For individual customers, remittances might seem like a personal matter. People move overseas in the hopes of a better future, and to find gainful employment. They share the rewards of their hard work with friends and families back home.
But taken together, these individual remittances combine into an incredibly powerful force that drastically improves the quality of people’s lives. Collectively, remittances boost entire economies, contribute to investment in education and health, and further the cause of income equality around the globe.
In fact, remittances are a far more effective force for good than official aid flows. The World Bank regularly estimates that remittances outweigh formal aid budgets by a factor of three to one.
So beneficial are remittances that the United Nations has made the development of low-cost money transfer corridors a key part of its Sustainable Development Goals.
And now, a new report from the International Fund for Agricultural Development (IFAD) has added further weight to arguments extolling the power of remittances in global uplift.
Let’s start with the immediate benefits to remittance-receiving families. Regular remittances to families in developing markets not only reduce the level of poverty, but also help them avoid falling back into the poverty trap. They provide a buffer to help deal with emergencies – such as someone falling sick.

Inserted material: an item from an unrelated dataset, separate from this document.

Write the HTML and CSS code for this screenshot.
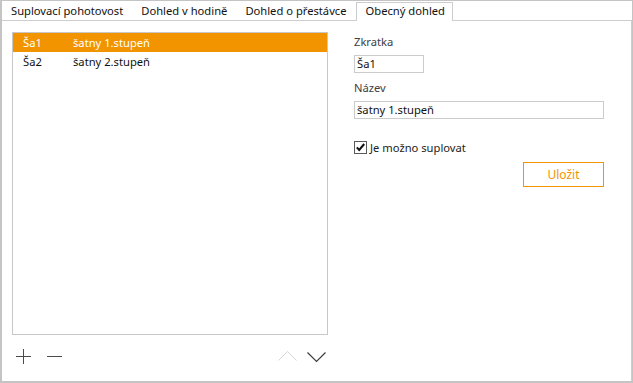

What is incredibly heartening is that these families manage to save around 25% of received remittances on an average; a percentage that translates to just over USD 100 billion. This money is used towards longer-term goals, such as improving access to healthcare and quality education, and investing in assets.

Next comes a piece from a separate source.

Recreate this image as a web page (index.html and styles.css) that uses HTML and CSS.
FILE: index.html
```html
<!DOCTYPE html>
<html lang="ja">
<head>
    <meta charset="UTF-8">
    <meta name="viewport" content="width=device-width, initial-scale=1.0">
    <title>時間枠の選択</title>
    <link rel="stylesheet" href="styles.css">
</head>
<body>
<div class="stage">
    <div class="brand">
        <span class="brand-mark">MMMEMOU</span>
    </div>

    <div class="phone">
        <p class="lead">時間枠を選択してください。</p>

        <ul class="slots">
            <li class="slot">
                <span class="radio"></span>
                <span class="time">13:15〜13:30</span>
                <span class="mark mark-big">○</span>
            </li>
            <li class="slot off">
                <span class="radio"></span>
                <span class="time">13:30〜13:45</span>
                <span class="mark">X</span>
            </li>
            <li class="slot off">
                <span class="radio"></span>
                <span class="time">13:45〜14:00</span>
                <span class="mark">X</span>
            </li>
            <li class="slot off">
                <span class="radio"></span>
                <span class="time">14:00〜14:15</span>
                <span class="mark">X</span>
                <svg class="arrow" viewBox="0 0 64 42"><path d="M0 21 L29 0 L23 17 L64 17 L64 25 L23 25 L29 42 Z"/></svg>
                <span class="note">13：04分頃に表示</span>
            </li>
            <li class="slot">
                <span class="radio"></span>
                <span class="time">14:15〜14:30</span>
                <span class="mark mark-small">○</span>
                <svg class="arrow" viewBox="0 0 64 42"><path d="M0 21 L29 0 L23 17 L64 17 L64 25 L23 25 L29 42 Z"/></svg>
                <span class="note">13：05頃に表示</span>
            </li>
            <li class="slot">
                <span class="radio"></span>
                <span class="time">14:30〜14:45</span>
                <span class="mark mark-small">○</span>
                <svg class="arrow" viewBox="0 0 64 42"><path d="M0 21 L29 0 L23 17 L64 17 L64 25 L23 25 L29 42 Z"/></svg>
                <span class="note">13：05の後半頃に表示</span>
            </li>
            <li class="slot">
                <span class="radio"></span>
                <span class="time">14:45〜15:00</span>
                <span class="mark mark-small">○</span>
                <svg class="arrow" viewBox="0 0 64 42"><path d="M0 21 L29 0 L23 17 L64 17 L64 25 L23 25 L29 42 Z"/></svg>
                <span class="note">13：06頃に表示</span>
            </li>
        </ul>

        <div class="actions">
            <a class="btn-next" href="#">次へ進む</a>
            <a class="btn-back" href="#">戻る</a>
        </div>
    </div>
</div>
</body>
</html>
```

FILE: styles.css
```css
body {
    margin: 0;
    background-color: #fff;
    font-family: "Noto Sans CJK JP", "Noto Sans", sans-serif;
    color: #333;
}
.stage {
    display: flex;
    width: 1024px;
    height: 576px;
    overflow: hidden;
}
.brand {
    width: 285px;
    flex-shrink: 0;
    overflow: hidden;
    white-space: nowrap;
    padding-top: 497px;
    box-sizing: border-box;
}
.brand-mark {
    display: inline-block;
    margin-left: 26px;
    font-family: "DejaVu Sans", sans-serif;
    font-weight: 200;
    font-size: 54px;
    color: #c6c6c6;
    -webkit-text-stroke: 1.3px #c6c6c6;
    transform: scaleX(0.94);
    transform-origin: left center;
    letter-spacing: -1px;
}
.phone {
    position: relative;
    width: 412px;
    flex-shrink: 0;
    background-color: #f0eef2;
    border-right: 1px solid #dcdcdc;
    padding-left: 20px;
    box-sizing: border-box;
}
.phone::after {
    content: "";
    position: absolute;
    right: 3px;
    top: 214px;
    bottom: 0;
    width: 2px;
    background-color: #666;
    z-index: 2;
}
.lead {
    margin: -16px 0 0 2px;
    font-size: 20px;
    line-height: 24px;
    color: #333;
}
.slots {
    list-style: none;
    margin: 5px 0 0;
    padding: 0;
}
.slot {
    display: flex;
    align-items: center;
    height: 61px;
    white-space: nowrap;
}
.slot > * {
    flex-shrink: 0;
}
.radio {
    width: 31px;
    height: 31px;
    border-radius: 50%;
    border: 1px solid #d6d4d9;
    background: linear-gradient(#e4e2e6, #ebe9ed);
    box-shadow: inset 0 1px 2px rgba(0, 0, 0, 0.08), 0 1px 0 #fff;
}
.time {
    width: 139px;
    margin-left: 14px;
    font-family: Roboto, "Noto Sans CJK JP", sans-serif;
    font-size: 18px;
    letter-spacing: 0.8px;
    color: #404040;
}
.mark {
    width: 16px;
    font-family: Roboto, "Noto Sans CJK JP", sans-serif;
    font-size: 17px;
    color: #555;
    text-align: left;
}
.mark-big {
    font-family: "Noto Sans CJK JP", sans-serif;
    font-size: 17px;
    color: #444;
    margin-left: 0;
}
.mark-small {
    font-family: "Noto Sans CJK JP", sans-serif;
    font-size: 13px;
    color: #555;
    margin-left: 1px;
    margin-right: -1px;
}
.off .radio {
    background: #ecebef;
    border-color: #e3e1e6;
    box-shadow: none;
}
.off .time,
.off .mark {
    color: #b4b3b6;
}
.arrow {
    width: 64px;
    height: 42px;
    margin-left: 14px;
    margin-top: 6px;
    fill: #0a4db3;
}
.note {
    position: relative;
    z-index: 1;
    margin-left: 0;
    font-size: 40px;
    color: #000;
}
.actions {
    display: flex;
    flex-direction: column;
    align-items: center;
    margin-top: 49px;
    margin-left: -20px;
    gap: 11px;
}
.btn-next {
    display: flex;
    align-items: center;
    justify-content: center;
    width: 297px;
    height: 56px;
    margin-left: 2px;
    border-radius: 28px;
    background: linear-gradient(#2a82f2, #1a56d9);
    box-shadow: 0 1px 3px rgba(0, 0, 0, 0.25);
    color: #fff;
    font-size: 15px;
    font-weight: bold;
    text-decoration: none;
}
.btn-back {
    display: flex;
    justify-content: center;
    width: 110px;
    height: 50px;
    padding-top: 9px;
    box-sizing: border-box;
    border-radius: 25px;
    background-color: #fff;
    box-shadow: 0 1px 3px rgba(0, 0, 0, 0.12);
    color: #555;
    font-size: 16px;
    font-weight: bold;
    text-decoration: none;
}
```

And let’s not forget that remittances also form a strong base for future economic growth by kickstarting entrepreneurial activities. These small and micro businesses not only generate revenue for the family but also improve overall GDP and create employment opportunities for others.

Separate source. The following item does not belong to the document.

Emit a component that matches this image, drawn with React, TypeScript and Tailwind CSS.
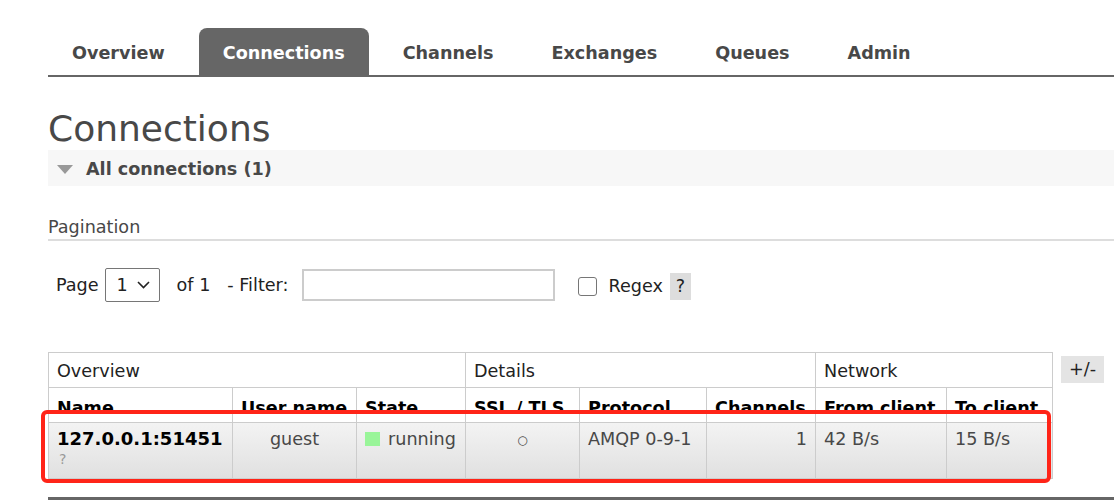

When we look at the big picture, the macro-level impact of remittances on developing economies is equally beneficial. Over the years, developing economies have received an overwhelming volume of remittances, and this trend will continue. Between 2015 and 2030, middle-income countries will receive around USD 6.5 trillion in remittances.
It is estimated that remittances to developing countries have already grown by 51% between 2007 and 2016. During this period, growth in remittance flows to the Asia-Pacific region (87%), Africa (36%), Latin America and the Caribbean (18%), and the Near East and Caucasus (37%) have spurred long-term economic development.
There is also good news on the remittance cost front. The IFAD report highlights a drop in average remittance fees from 9.8% in 2008 to 7.32% (as of June 2017,). While still higher than the 3% that the UN is aiming for in its SDGs, the drop in the cost of sending money makes both senders and receivers better off, and improves economic efficiency across sending and receiving markets.
Despite these falling fees, Money Transfer Operators have continued investing in expanding their physical networks across new markets. More people have been brought into the fold of financial inclusivity through conveniently placed outlets. For instance, payout locations have increased over 400% in the top 23 recipient markets, rising to 1.5 million from an initial 350,000.
At Xpress Money, we believe that the remittance industry has a crucial role to play in creating financial inclusion and extending secure and legally licensed money transfer channels to global audiences. We are committed to delivering superior customer service to the widest possible global audience at competitive fees. For us, it is very heartening to see the impact that our industry is having on improving quality of life, and contributing towards poverty alleviation, across the world. And for the hardworking supporting families back home: the recent IFAD data is a validation of all your efforts. The money you send is making a difference not just to your loved ones but also to entire economies and countries.